Turkish general says too early to speak on Iraq move
( Reuters ) - A top Turkish general said on Monday it was too early to speak on the timing or scale of a possible operation against separatist Kurdish rebels in northern Iraq, for which parliament's approval will be sought this week.
Faced with an escalation in Kurdish separatist violence, Turkey's government has said it will request authorisation from parliament this week for a cross-border operation into northern Iraq, a move opposed by the United States which fears increased regional instability.
Asked about the timing of a possible operation, deputy head of the general staff, General Ergin Saygun, told reporters: "If this duty is assigned to us, we will look at the scale on which it will be carried out. It is not possible to say this right now."
The United States has urged Turkey to refrain from any major military operation in northern Iraq, but a U.S. congressional resolution branding massacres of Armenians by Ottoman Turks in 1915 as genocide has strained U.S.-Turkish relations.
Turkish casualties have risen in recent weeks as the Kurdistan Workers Party (PKK) guerrillas have stepped up their attacks, putting more public pressure on the government to send troops into Iraq to tackle rebels based there.

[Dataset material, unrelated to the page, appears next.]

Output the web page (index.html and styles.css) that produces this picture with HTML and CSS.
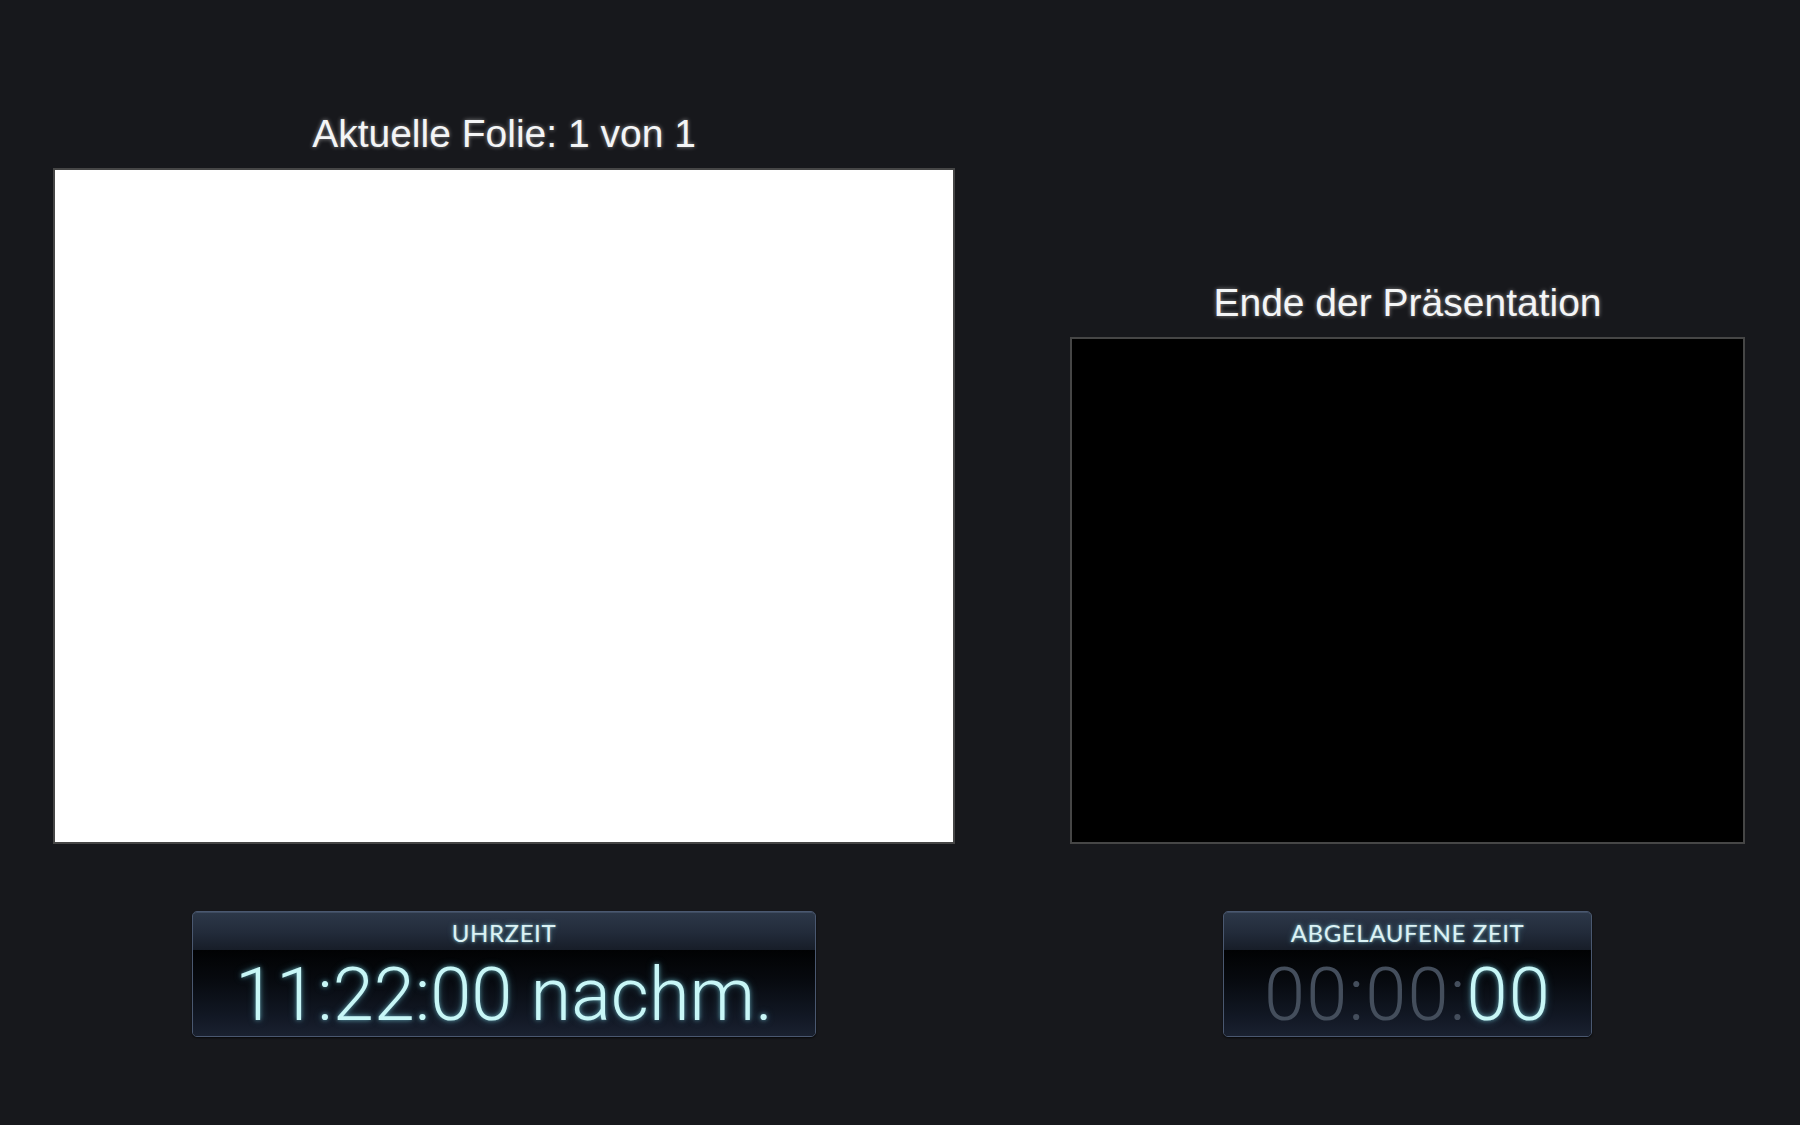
FILE: index.html
```html
<!DOCTYPE html>
<html lang="de">
<head>
<meta charset="utf-8">
<title>Referentenbildschirm</title>
<link rel="stylesheet" href="styles.css">
</head>
<body>
<main class="presenter">
  <section class="pane pane-current">
    <h2 class="pane-title">Aktuelle Folie: 1 von 1</h2>
    <div class="slide slide-current"></div>
    <div class="clock clock-time">
      <div class="clock-label">UHRZEIT</div>
      <div class="clock-value">11:22:00 nachm.</div>
    </div>
  </section>
  <section class="pane pane-next">
    <h2 class="pane-title">Ende der Präsentation</h2>
    <div class="slide slide-next"></div>
    <div class="clock clock-elapsed">
      <div class="clock-label">ABGELAUFENE ZEIT</div>
      <div class="clock-value"><span class="dim">00:00:</span>00</div>
    </div>
  </section>
</main>
</body>
</html>
```

FILE: styles.css
```css
html, body {
  margin: 0;
  padding: 0;
  background: #17181c;
}

body {
  width: 1800px;
  height: 1125px;
  overflow: hidden;
}

.presenter {
  display: flex;
  align-items: stretch;
  gap: 115px;
  height: 1125px;
  box-sizing: border-box;
  padding: 0 0 88px 53px;
}

.pane {
  display: flex;
  flex-direction: column;
  align-items: center;
  justify-content: flex-end;
}

.pane-current {
  width: 902px;
}

.pane-next {
  width: 675px;
}

.pane-title {
  margin: 0 0 15px 0;
  font-family: "Liberation Sans", Arial, sans-serif;
  font-weight: 400;
  font-size: 39px;
  line-height: 39px;
  color: #f4f5f6;
  text-shadow: 0 0 4px rgba(255, 255, 255, 0.5);
  white-space: nowrap;
}

.slide {
  border: 2px solid #464646;
  margin-bottom: 67px;
}

.slide-current {
  width: 898px;
  height: 672px;
  background: #ffffff;
}

.slide-next {
  width: 671px;
  height: 503px;
  background: #000000;
}

.clock {
  border: 1px solid #4a5870;
  border-radius: 5px;
  box-shadow: 0 1px 2px rgba(0, 0, 0, 0.7);
}

.clock-time {
  width: 622px;
}

.clock-elapsed {
  width: 367px;
}

.clock-label {
  height: 38px;
  box-sizing: border-box;
  padding-top: 3px;
  line-height: 35px;
  text-align: center;
  font-family: Lato, "Open Sans", sans-serif;
  font-size: 24px;
  letter-spacing: 0.6px;
  color: #dcf2f4;
  text-shadow: 0 0 3px rgba(160, 225, 240, 0.7), 0 0 6px rgba(120, 210, 235, 0.4);
  background: linear-gradient(#2d3849 0%, #222b3a 55%, #171d28 100%);
  box-shadow: inset 0 1px 0 rgba(120, 140, 170, 0.25);
  border-radius: 4px 4px 0 0;
}

.clock-value {
  height: 86px;
  box-sizing: border-box;
  padding-top: 3px;
  line-height: 83px;
  text-align: center;
  font-family: Roboto, "Liberation Sans", sans-serif;
  font-weight: 300;
  font-size: 74px;
  color: #c8f7f7;
  text-shadow: 0 0 4px rgba(140, 230, 245, 0.55), 0 0 9px rgba(110, 215, 240, 0.35);
  white-space: nowrap;
  background: linear-gradient(#010203 0%, #070a0f 35%, #111723 75%, #1a2130 100%);
  border-radius: 0 0 4px 4px;
}

.clock-elapsed .clock-value {
  letter-spacing: 1.2px;
}

.dim {
  color: #444e5c;
  text-shadow: none;
}
```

Tensions over northern Iraq helped send oil prices to record highs on Monday.
Meanwhile, Saygun said it was up to the government to determine Turkey's reaction to the Armenian resolution. Turkey denies genocide was carried out, saying many died in inter-ethnic fighting.
Diplomats say that in retaliation, measures could include Turkey blocking U.S. access to Incirlik air base, cancelling procurement contracts, downscaling bilateral visits, denying airspace to U.S. aircraft and halting joint military exercises.
The United States relies heavily on Turkish bases to supply its war effort in Iraq, where more than 160,000 U.S. troops are trying to restore stability more than four years after the invasion that toppled Saddam Hussein.
Ankara has long complained Washington has not done enough on its own or through the Iraqi government to crack down on PKK rebels in northern Iraq.
Turkey blames the PKK for the deaths of more than 30,000 people since the group launched its armed struggle for an ethnic homeland in southeast Turkey in 1984.
The possibility of a major Turkish military incursion into northern Iraq is also troubling to U.S. officials, who fear this could destabilise a relatively peaceful area of Iraq.